The issue many of us have with you is your tone, until the last few weeks many myself included have preached patience and that he’s young and it will come in time and you have spent the better part of the last year plus insinuating he’s a meat head who should never have been drafted. It’s looking like you were wrong and rather then even suggest such a thing your creating a scenario where your saying the two extremes still exist and nit picking on small details in his game that are still likely to improve given his age. Is he going to be a bust, no, is he going to be a generational forward, also no but you putting that argument out there is disenguous when a 70-80 pt modern power forward is closer to generational then a bust and it’s a bad faith argument.
Even before the 2022 Draft it was said that not one of the top prospects should be
expected to be a 1st liner. You tell me if a 75-80pt POWER FORWARD is first liner material or not -- I think any 75-80pt power forward is not just a run-of-the-mill first liner but an exceedingly valuable one. So no, based on his prospect profile, the conversations around the 2022 draft, and
evidence so far, I don't think it's
realistic to expect a 75-80pt power forward from Slafkovsky.

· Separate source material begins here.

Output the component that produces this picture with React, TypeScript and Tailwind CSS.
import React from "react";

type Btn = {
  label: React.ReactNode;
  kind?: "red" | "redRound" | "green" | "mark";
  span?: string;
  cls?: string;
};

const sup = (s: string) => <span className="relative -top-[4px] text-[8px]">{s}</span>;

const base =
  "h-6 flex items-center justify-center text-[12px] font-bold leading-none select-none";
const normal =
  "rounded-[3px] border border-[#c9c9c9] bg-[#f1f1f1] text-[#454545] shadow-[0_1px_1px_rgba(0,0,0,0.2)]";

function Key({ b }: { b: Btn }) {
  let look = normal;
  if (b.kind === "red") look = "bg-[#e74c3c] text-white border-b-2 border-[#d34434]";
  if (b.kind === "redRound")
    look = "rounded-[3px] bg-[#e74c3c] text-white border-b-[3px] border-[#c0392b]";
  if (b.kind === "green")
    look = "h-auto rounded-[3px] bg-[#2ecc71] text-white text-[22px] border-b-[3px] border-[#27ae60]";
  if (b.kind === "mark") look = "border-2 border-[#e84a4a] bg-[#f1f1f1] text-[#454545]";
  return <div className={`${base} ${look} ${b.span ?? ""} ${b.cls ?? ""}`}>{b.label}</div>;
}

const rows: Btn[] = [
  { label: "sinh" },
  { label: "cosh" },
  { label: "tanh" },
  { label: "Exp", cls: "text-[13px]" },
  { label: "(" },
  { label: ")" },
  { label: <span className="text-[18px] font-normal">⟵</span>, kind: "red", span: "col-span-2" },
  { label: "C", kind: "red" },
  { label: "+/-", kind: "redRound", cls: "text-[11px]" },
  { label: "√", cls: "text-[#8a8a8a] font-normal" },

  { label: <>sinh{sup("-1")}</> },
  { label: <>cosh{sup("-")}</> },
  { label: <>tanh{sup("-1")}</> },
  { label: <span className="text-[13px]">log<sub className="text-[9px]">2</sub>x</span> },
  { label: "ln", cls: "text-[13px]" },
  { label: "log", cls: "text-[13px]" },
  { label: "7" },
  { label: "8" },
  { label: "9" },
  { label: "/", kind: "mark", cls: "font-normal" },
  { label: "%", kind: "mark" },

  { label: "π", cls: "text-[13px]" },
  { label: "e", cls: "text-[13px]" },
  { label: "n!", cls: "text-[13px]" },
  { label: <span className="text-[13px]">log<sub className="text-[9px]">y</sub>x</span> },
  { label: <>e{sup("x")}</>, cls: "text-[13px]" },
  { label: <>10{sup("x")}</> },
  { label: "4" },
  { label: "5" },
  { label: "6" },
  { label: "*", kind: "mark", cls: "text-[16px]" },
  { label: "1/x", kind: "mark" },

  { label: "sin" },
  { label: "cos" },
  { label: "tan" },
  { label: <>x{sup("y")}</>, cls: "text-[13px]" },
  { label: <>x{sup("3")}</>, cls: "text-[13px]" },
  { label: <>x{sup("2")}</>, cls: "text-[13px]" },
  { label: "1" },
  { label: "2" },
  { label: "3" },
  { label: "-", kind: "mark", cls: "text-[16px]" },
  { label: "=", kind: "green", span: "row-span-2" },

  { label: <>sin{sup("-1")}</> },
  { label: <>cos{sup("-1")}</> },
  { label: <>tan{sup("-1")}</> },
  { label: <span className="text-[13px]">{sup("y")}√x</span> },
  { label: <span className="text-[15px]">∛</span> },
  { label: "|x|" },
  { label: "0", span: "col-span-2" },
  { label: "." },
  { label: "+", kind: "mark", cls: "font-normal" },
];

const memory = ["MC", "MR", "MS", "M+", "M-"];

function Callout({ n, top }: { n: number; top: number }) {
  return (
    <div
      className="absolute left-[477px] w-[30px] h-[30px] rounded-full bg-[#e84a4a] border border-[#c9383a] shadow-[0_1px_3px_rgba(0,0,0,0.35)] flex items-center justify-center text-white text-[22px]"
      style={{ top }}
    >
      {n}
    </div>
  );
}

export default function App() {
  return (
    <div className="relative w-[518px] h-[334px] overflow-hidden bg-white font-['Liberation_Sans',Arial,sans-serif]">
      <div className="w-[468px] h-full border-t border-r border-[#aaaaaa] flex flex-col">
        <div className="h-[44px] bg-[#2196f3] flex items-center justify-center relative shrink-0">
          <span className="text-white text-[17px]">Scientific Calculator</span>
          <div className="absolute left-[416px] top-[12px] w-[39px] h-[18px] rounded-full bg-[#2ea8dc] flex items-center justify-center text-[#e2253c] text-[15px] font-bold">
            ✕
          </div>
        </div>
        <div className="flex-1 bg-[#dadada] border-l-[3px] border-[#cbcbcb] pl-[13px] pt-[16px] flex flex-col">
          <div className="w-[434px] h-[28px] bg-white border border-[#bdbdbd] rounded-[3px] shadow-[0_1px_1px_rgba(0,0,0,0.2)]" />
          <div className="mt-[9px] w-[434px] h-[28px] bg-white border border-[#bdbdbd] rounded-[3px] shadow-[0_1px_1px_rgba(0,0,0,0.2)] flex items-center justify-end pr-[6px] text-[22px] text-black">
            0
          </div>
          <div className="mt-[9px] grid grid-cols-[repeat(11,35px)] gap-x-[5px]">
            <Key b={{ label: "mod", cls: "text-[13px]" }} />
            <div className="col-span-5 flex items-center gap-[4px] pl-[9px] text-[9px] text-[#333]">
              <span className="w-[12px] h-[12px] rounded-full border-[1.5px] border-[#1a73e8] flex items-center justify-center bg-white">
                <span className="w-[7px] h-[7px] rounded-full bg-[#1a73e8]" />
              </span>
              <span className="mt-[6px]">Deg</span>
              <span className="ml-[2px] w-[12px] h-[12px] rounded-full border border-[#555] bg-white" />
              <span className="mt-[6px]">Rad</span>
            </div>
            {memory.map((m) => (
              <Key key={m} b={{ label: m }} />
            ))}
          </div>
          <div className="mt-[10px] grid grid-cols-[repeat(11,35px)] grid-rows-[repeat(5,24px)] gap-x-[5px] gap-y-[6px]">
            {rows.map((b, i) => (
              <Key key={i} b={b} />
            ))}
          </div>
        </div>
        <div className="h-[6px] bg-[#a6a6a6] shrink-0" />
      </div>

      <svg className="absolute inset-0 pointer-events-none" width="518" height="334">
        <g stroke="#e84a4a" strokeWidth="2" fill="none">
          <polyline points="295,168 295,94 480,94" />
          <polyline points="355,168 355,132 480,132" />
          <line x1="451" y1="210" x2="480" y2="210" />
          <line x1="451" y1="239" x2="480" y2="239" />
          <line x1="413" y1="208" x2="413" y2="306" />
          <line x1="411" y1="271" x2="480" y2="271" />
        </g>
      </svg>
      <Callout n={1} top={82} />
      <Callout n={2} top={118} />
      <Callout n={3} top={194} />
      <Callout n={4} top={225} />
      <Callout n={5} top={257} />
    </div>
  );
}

Be that as it may, you're entitled to expect such a player from such a prospect. You're not entitled to demand that I think it's realistic to think the guy who couldn't score 11pts in Liiga can consistently get 80pts in the NHL. We disagree, we can agree to disagree. I love disagreements. Some commentators take shots at me every time Slafkovsky picks up a point (thankfully for my ego this is a very rare occasion) -- to me that's perfectly fine and in good fun.

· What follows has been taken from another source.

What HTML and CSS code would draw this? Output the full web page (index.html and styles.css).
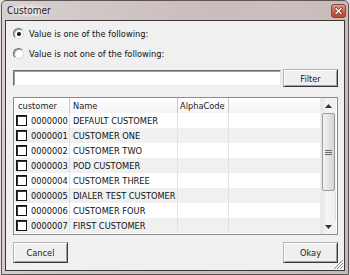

Obvious attempt to set oneself up as always right. If your judgment were to play out wrong, you can clearly refuse to consider that maybe it is because you missed something that others saw or understood, but just chock it up to bad luck for you, fluke for them.
The evidence (as much as it exists or I've seen) does not point toward a future 75-80pt power forward in the NHL. Please provide the evidence to support your vision.
Seriously.
This is not some guy drafted in the fifth round, passed over 140 times including four times by the team that drafted him.
Sure seems like people treat him that way, celebrating his every poke check...
It's a guy who half of all scouts surveyed had as number 1 overall, and the balance mostly at #2.
From the notoriously questionable 2022 draft cohort, now you want to turn around and say it's perfectly normal to expect big things from Slafkovsky? Fine, be my guest! When will you start to demand production from him? Most other 1OAs and 2OAs produce more than 20pts in their sophomore NHL season. Slafkovsky is dead last and trending to stay there.
CLEARLY it would not be a fluke if the player turned into a 75 point scorer in time.
I don't see you correcting all the commentators who have repeatedly insisted they'd be happy with a 50-60pt forward.
I understand what you mean ReHabs but its actually the opposite.
Just note that by "lucky", in the following exercice, i mean less probable, not most wonderful.
Since 2000, 15/17 forward picked 1st oa have had a 70-85pts season. Two have not. (I add Lafreniere in the category that did not and i add Bedard in those that did, i excluded Slafkovsky from the data.). [ReHabs Comment: Fair]
The "lucky" call is that he will fall in the 2/17 category and not the 15/17, that would be the norm. [ReHabs Comment: Disagree with this assumption. See below.]
So yeah, if he never have a PPG season, we would be extremely unlucky and it would suck, a lot.
Also, for this macro exercice, we have to ignore all subjectivity because at best its only misleading. For example, Lafreniere had a massive pedigree, Yakupov had one of the strongest start. Hughes started very slow.
I think its still in the statistical, probalistic realm that Slafkovsky is a PPG player at some point in his career.
Consistent 75-80pt player =/= hits PPG once in his career. I think we could all agree the latter is more realistic. Expecting a consistent 75-80pt power forward from this player is not very realistic imo but that's just my opinion, we can't possible argue about this, can we?
As for the 2/17 vs 15/17 break down, I've looked at the stats, as you know, as of right now Slaf is dead last in PPG in D+1
and D+2. He's 1/17 right now. If you add 2OAs who were the Top Drafted Forward, he's 1/23. Dead last in PPG. The average Top Drafted Forward of the past 23 drafts had a career pace of 61pts/season after their sophomore season. Slafkovsky has about a third of that right now, on pace for around 21.
If there are only two buckets, he doesn't belong to the one that has McDavid, Matthews, and MacKinnon. Frankly, I don't think it's fair to compare them (but this also means it's not fair or realistic to expect 75-80pts a season from Slafkovsky).
Right now, I think he can turn out to be a worthwhile player playing on any of the top3 lines like a Chris Kuntiz-type but he shouldn't have been the 1OA.